Here we also want to optimize certain parameters for the data analysis, namely the distance meassure and data scaling / centering.
Distance measures (source: https://stat.ethz.ch/R-manual/R-devel/library/stats/html/dist.html) compared are (written for two vectors x and y):
euclidean: Usual distance between the two vectors (2 norm aka L_2), sqrt(sum((x_i - y_i)^2)).
maximum: Maximum distance between two components of x and y (supremum norm)
manhattan: Absolute distance between the two vectors (1 norm aka L_1).
Scaling and Centering of the matrices using the scale function of R base: R documentation: “The value of center determines how column centering is performed. If center is a numeric vector with length equal to the number of columns of x, then each column of x has the corresponding value from center subtracted from it. If center is TRUE then centering is done by subtracting the column means of x from their corresponding columns, and if center is FALSE, no centering is done.

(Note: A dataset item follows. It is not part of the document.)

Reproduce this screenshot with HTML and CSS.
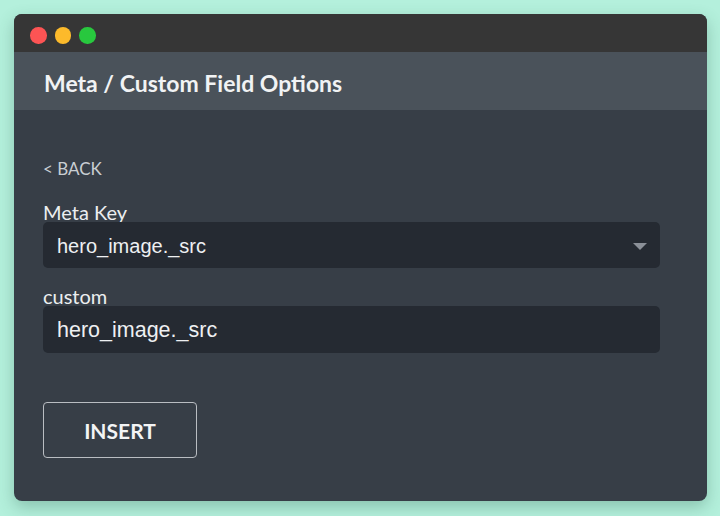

The value of scale determines how column scaling is performed (after centering). If scale is a numeric vector with length equal to the number of columns of x, then each column of x is divided by the corresponding value from scale. If scale is TRUE then scaling is done by dividing the (centered) columns of x by their root-mean-square, and if scale is FALSE, no scaling is done.
The root-mean-square for a column is obtained by computing the square-root of the sum-of-squares of the non-missing values in the column divided by the number of non-missing values minus one."
#criterion how the overall procedure scored
res <- score1.function(median.sp, "euclidean")
euclidean <- sum(res$normscore)/i
median.sp.scaled <- scale(median.sp, center = FALSE, scale = TRUE)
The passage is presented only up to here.